Une mission de 30 personnes appartenant au Conseil de l'Europe est chargée de surveiller les scrutins du 3 octobre.
Les dernières enquêtes d'opinion créditent pour l'élection des membres de la Chambre des représentants (Predstavnicki Dom), Chambre basse du Parlement central de la République de Bosnie-Herzégovine (Skupstina), le Parti social-démocrate (SDP) de 20,3% des suffrages, l'Alliance des sociaux-démocrates indépendants (SNSD) de 13,5%, le Parti d'action démocratique nationale (SDA) de 7,1%, l'Union démocratique croate de Bosnie-Herzégovine (HDZ-BiH) de 5,3%, le Parti pour la Bosnie-Herzégovine (SBiH) de 3,8%, l'Alliance pour un meilleur avenir (SBB) du tycoon des médias Fahrudin Radoncic de 3,5% et l'alliance Union démocratique croate 1990-Parti croate des droits (HDZ 1990-HSP) de 1,9%.
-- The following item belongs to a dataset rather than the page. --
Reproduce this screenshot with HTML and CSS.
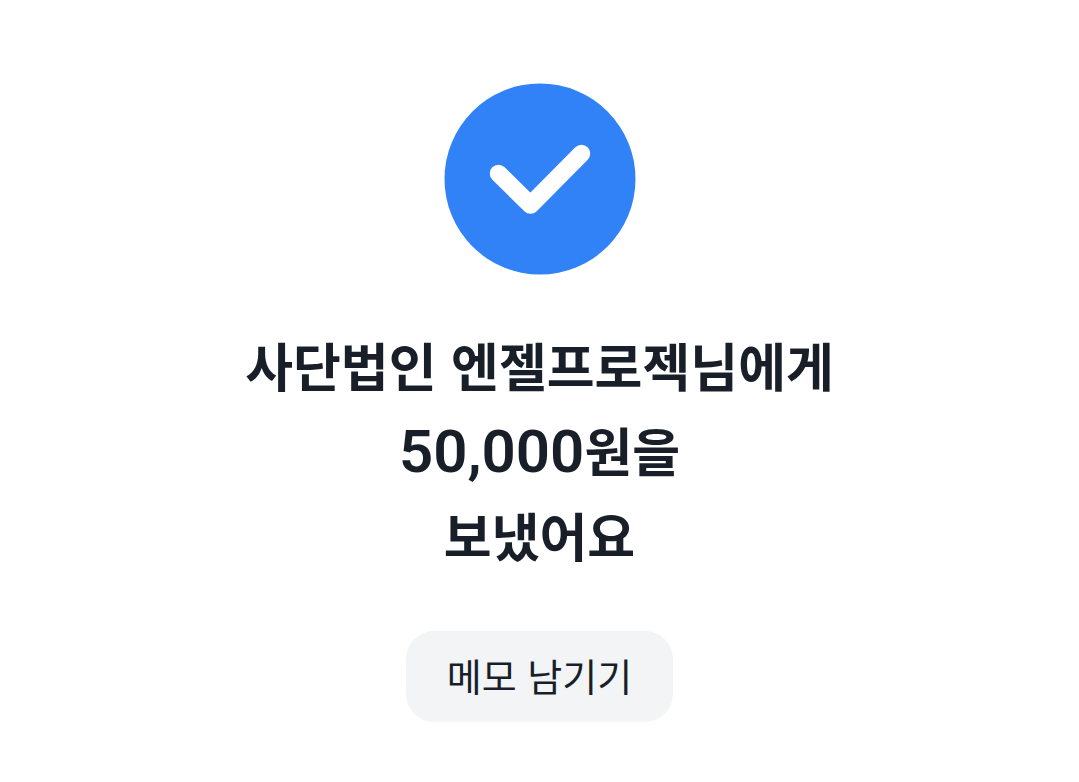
FILE: index.html
```html
<!DOCTYPE html>
<html lang="ko">
<head>
    <meta charset="UTF-8">
    <meta name="viewport" content="width=device-width, initial-scale=1.0">
    <title>송금 완료</title>
    <link rel="stylesheet" href="styles.css">
</head>
<body>
    <main class="complete">
        <svg class="check-icon" viewBox="0 0 192 192" aria-hidden="true">
            <circle cx="96" cy="96" r="95.5" fill="#3182f6"/>
            <path d="M54.5 90.5 L86.5 122 L137.5 70.5" fill="none" stroke="#fff" stroke-width="17.5" stroke-linecap="round" stroke-linejoin="round"/>
        </svg>

        <h1 class="message">
            사단법인 엔젤프로젝님에게<br>
            <span class="amount">50,000</span>원을<br>
            보냈어요
        </h1>

        <button type="button" class="memo-button">메모 남기기</button>
    </main>
</body>
</html>
```

FILE: styles.css
```css
body {
    margin: 0;
    background-color: #fff;
    color: #191f28;
    font-family: 'Noto Sans CJK KR', sans-serif;
}

.complete {
    display: flex;
    flex-direction: column;
    align-items: center;
    padding: 83px 24px 60px;
}

.check-icon {
    width: 192px;
    height: 192px;
}

.message {
    margin: 47px 0 0;
    font-size: 52px;
    font-weight: 700;
    line-height: 85px;
    text-align: center;
}

.amount {
    font-family: Roboto, sans-serif;
    font-size: 60px;
    font-weight: 600;
    line-height: 1;
}

.memo-button {
    box-sizing: border-box;
    height: 91px;
    margin-top: 54px;
    padding: 0 41px 4px;
    border: none;
    border-radius: 28px;
    background-color: #f2f4f6;
    color: #191f28;
    font-family: inherit;
    font-size: 38px;
    font-weight: 400;
    cursor: pointer;
}

.memo-button:hover {
    background-color: #e5e8eb;
}
```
Le SDP devrait également être majoritaire parmi les 98 membres de la Chambre des représentants du Parlement de Bosnie-Herzégovine et l'Alliance des sociaux-démocrates indépendants au sein des 83 membres du Parlement de la Republika Srpska.
En ce qui concerne la Présidence collégiale de la République de Bosnie-Herzégovine, l'actuel Président Haris Silajdzic (SBiH), ses deux co-présidents Nebojsa Radmanovic (SNSD) et Zeljko Komsic (SDP) devraient être réélus à leurs postes. Le Président sortant croate Zeljko Komsic recueillerait 40% des suffrages pour 3,9% à Borjana Kristo (HDZ BiH) et 2,8% à Martin Raguz (HDZ 1990-HSP). Côté bosniaque, Haris Silajdzic est crédité de 9,6% pour 4,5% à Fahrudin Radoncic et 3,9% pour Bakir Izetbegovic (SDA). Celui-ci est le fils du premier Président de Bosnie-Herzégovine (1990-1996, puis 1996-2000), Alija Izetbegovic, décédé en 2003. Il est considéré comme le représentant de l'aile dure du Parti d'action démocratique nationale, fondé par son père en 1989. Enfin, avec 38,7% d'intentions de vote, Nebojsa Radmanovic devance largement ses concurrents de la communauté serbe. Candidat du Parti du progrès démocratique (PDP), Mladen Ivanic recueillerait 23,9% des voix.
Le leader de l'Alliance des sociaux-démocrates indépendants et actuel Premier ministre de la Republika Srpska, Milorad Dodik, devrait être élu à la Présidence de la Republika Srpska où il succèderait à Rajko Kuzmanovic (SNSD).